§ **Request**: Repeat the material below exactly, with no pictures.

§ **Information supplied**:

○ ○ ○

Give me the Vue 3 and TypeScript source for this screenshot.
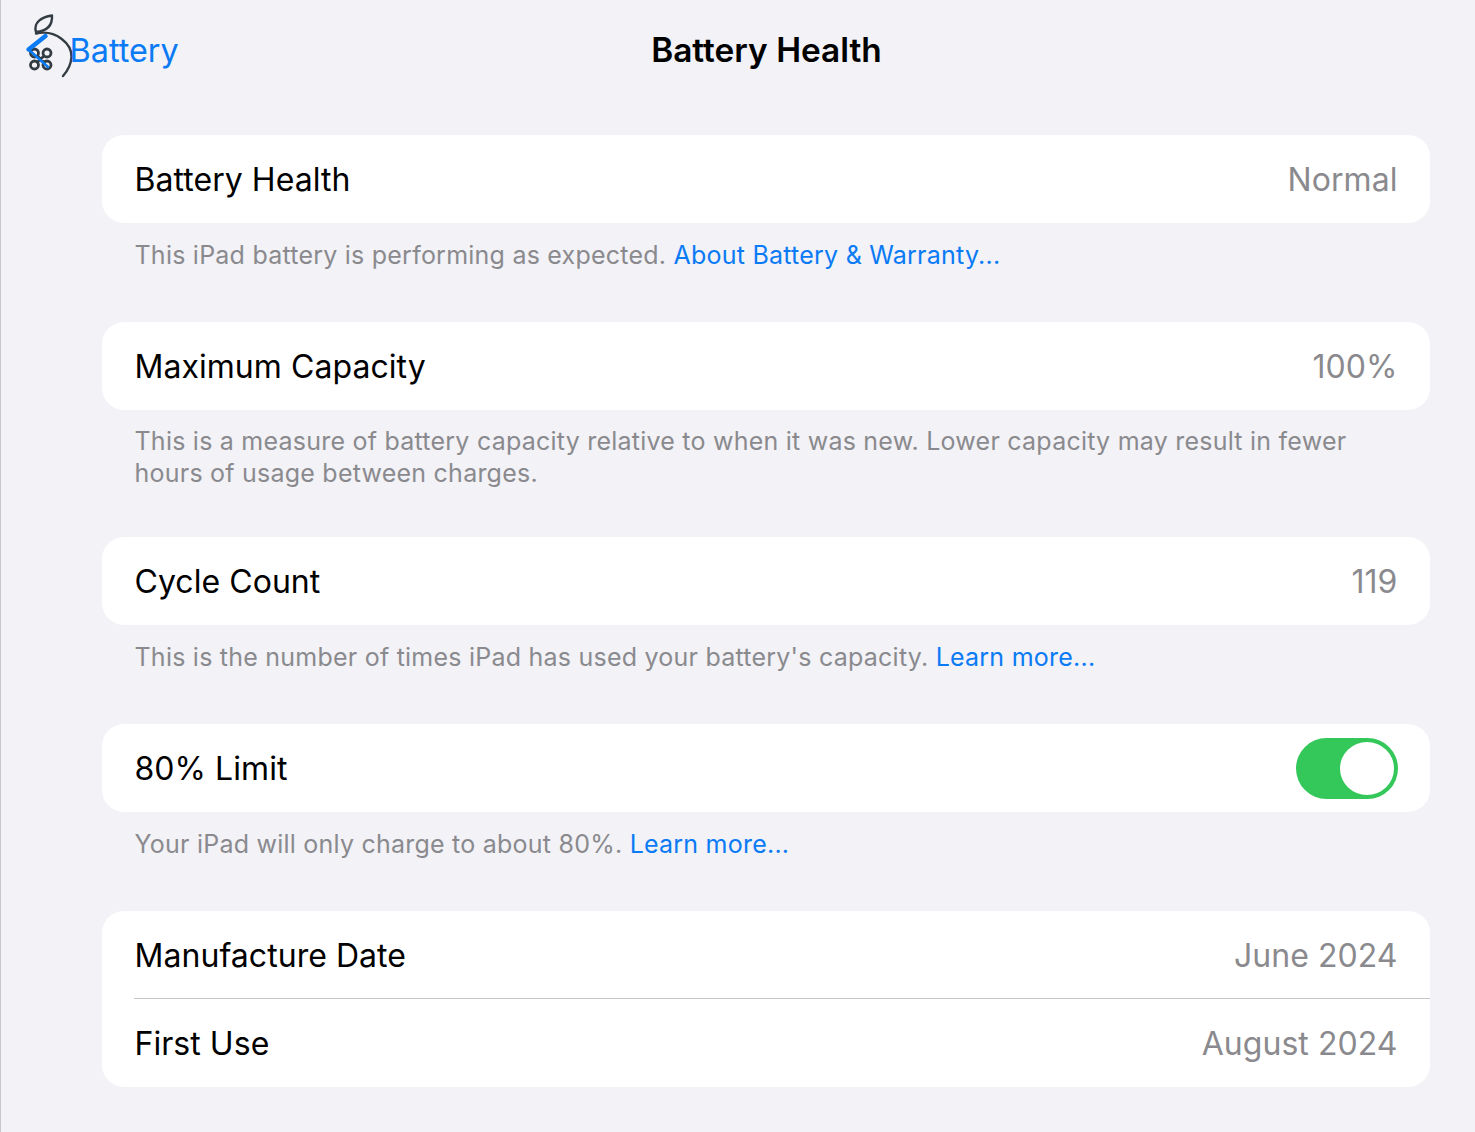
<script setup lang="ts">
interface Row { label: string; value?: string; toggle?: boolean }
interface Section { rows: Row[]; text?: string; link?: string; two?: boolean }

const sections: Section[] = [
  { rows: [{ label: 'Battery Health', value: 'Normal' }], text: 'This iPad battery is performing as expected. ', link: 'About Battery & Warranty...' },
  { rows: [{ label: 'Maximum Capacity', value: '100%' }], text: 'This is a measure of battery capacity relative to when it was new. Lower capacity may result in fewer hours of usage between charges.', two: true },
  { rows: [{ label: 'Cycle Count', value: '119' }], text: "This is the number of times iPad has used your battery's capacity. ", link: 'Learn more...' },
  { rows: [{ label: '80% Limit', toggle: true }], text: 'Your iPad will only charge to about 80%. ', link: 'Learn more...' },
  { rows: [{ label: 'Manufacture Date', value: 'June 2024' }, { label: 'First Use', value: 'August 2024' }] },
]
</script>

<template>
  <div class="page">
    <header class="nav">
      <svg class="logo" width="80" height="80" viewBox="0 0 80 80" fill="none" stroke-linecap="round" stroke-linejoin="round">
        <path d="M36 32C33 22 42 17 52 15.500C52.500 25 47 31 36 32Z" stroke="#333c42" stroke-width="2.400" />
        <path d="M36 33.500C56 29 72 44 71.500 57C71 65 67.500 71 63 76" stroke="#333c42" stroke-width="2.400" />
        <g stroke="#333c42" stroke-width="2.800">
          <circle cx="34.500" cy="53" r="4" />
          <circle cx="47" cy="53" r="4" />
          <circle cx="34.500" cy="65" r="4" />
          <circle cx="47" cy="65" r="4" />
          <path d="M37.500 56L44 62M44 56L37.500 62" />
        </g>
        <path d="M45.500 36L28.500 49.500" stroke="#0a7af5" stroke-width="4.400" />
        <path d="M28.500 49.500L48 67" stroke="#0a7af5" stroke-width="2.600" />
      </svg>
      <span class="back">Battery</span>
      <h1 class="title">Battery Health</h1>
    </header>

    <main class="content">
      <section v-for="(s, i) in sections" :key="i" class="section">
        <div class="card">
          <div v-for="r in s.rows" :key="r.label" class="row">
            <span class="label">{{ r.label }}</span>
            <span v-if="r.value" class="value">{{ r.value }}</span>
            <span v-if="r.toggle" class="switch"><span class="knob"></span></span>
          </div>
        </div>
        <p v-if="s.text" class="foot" :class="{ two: s.two }">{{ s.text }}<span v-if="s.link" class="link">{{ s.link }}</span></p>
      </section>
    </main>
  </div>
</template>

<style scoped>
.page {
  width: 1475px;
  height: 1132px;
  box-sizing: border-box;
  background: #f2f2f7;
  border-left: 1.500px solid #c6c6cc;
  font-family: Inter, "Liberation Sans", sans-serif;
  overflow: hidden;
  color: #000;
}
.nav {
  position: relative;
  height: 135px;
}
.logo {
  position: absolute;
  left: -1.500px;
  top: 0;
}
.back {
  position: absolute;
  left: 68.500px;
  top: 31px;
  font-size: 32.400px;
  line-height: 40px;
  color: #0a7af5;
}
.title {
  margin: 0;
  position: absolute;
  left: 57px;
  right: 0;
  top: 30px;
  text-align: center;
  font-size: 33.400px;
  line-height: 40px;
  font-weight: 600;
}
.content {
  margin-left: 100.500px;
  width: 1328px;
}
.card {
  background: #fff;
  border-radius: 22px;
  overflow: hidden;
}
.row {
  height: 88px;
  display: flex;
  align-items: center;
  justify-content: space-between;
  padding: 0 32px 0 33px;
  position: relative;
}
.row + .row::before {
  content: "";
  position: absolute;
  left: 32px;
  right: 0;
  top: -1px;
  height: 1px;
  background: #c6c6c8;
}
.label,
.value {
  font-size: 32px;
  letter-spacing: 0.05px;
}
.value {
  color: #8a8a8e;
}
.switch {
  width: 102px;
  height: 61px;
  box-sizing: border-box;
  padding: 4px;
  border-radius: 31px;
  background: #34c759;
  display: flex;
  justify-content: flex-end;
}
.knob {
  width: 54px;
  height: 53px;
  border-radius: 50%;
  background: #fff;
}
.foot {
  margin: 0;
  box-sizing: border-box;
  padding: 16px 60px 51px 33px;
  font-size: 25px;
  letter-spacing: 0.23px;
  line-height: 32px;
  color: #8a8a8e;
}
.foot.two {
  padding-top: 15px;
  padding-bottom: 48px;
}
.link {
  color: #0a7af5;
}
</style>

<style>
body { margin: 0; }
</style>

○ ○ ○

§ **Solution to the exercise**:
Give me the Vue 3 and TypeScript source for this screenshot.
<script setup lang="ts">
interface Row { label: string; value?: string; toggle?: boolean }
interface Section { rows: Row[]; text?: string; link?: string; two?: boolean }

const sections: Section[] = [
  { rows: [{ label: 'Battery Health', value: 'Normal' }], text: 'This iPad battery is performing as expected. ', link: 'About Battery & Warranty...' },
  { rows: [{ label: 'Maximum Capacity', value: '100%' }], text: 'This is a measure of battery capacity relative to when it was new. Lower capacity may result in fewer hours of usage between charges.', two: true },
  { rows: [{ label: 'Cycle Count', value: '119' }], text: "This is the number of times iPad has used your battery's capacity. ", link: 'Learn more...' },
  { rows: [{ label: '80% Limit', toggle: true }], text: 'Your iPad will only charge to about 80%. ', link: 'Learn more...' },
  { rows: [{ label: 'Manufacture Date', value: 'June 2024' }, { label: 'First Use', value: 'August 2024' }] },
]
</script>

<template>
  <div class="page">
    <header class="nav">
      <svg class="logo" width="80" height="80" viewBox="0 0 80 80" fill="none" stroke-linecap="round" stroke-linejoin="round">
        <path d="M36 32C33 22 42 17 52 15.500C52.500 25 47 31 36 32Z" stroke="#333c42" stroke-width="2.400" />
        <path d="M36 33.500C56 29 72 44 71.500 57C71 65 67.500 71 63 76" stroke="#333c42" stroke-width="2.400" />
        <g stroke="#333c42" stroke-width="2.800">
          <circle cx="34.500" cy="53" r="4" />
          <circle cx="47" cy="53" r="4" />
          <circle cx="34.500" cy="65" r="4" />
          <circle cx="47" cy="65" r="4" />
          <path d="M37.500 56L44 62M44 56L37.500 62" />
        </g>
        <path d="M45.500 36L28.500 49.500" stroke="#0a7af5" stroke-width="4.400" />
        <path d="M28.500 49.500L48 67" stroke="#0a7af5" stroke-width="2.600" />
      </svg>
      <span class="back">Battery</span>
      <h1 class="title">Battery Health</h1>
    </header>

    <main class="content">
      <section v-for="(s, i) in sections" :key="i" class="section">
        <div class="card">
          <div v-for="r in s.rows" :key="r.label" class="row">
            <span class="label">{{ r.label }}</span>
            <span v-if="r.value" class="value">{{ r.value }}</span>
            <span v-if="r.toggle" class="switch"><span class="knob"></span></span>
          </div>
        </div>
        <p v-if="s.text" class="foot" :class="{ two: s.two }">{{ s.text }}<span v-if="s.link" class="link">{{ s.link }}</span></p>
      </section>
    </main>
  </div>
</template>

<style scoped>
.page {
  width: 1475px;
  height: 1132px;
  box-sizing: border-box;
  background: #f2f2f7;
  border-left: 1.500px solid #c6c6cc;
  font-family: Inter, "Liberation Sans", sans-serif;
  overflow: hidden;
  color: #000;
}
.nav {
  position: relative;
  height: 135px;
}
.logo {
  position: absolute;
  left: -1.500px;
  top: 0;
}
.back {
  position: absolute;
  left: 68.500px;
  top: 31px;
  font-size: 32.400px;
  line-height: 40px;
  color: #0a7af5;
}
.title {
  margin: 0;
  position: absolute;
  left: 57px;
  right: 0;
  top: 30px;
  text-align: center;
  font-size: 33.400px;
  line-height: 40px;
  font-weight: 600;
}
.content {
  margin-left: 100.500px;
  width: 1328px;
}
.card {
  background: #fff;
  border-radius: 22px;
  overflow: hidden;
}
.row {
  height: 88px;
  display: flex;
  align-items: center;
  justify-content: space-between;
  padding: 0 32px 0 33px;
  position: relative;
}
.row + .row::before {
  content: "";
  position: absolute;
  left: 32px;
  right: 0;
  top: -1px;
  height: 1px;
  background: #c6c6c8;
}
.label,
.value {
  font-size: 32px;
  letter-spacing: 0.05px;
}
.value {
  color: #8a8a8e;
}
.switch {
  width: 102px;
  height: 61px;
  box-sizing: border-box;
  padding: 4px;
  border-radius: 31px;
  background: #34c759;
  display: flex;
  justify-content: flex-end;
}
.knob {
  width: 54px;
  height: 53px;
  border-radius: 50%;
  background: #fff;
}
.foot {
  margin: 0;
  box-sizing: border-box;
  padding: 16px 60px 51px 33px;
  font-size: 25px;
  letter-spacing: 0.23px;
  line-height: 32px;
  color: #8a8a8e;
}
.foot.two {
  padding-top: 15px;
  padding-bottom: 48px;
}
.link {
  color: #0a7af5;
}
</style>

<style>
body { margin: 0; }
</style>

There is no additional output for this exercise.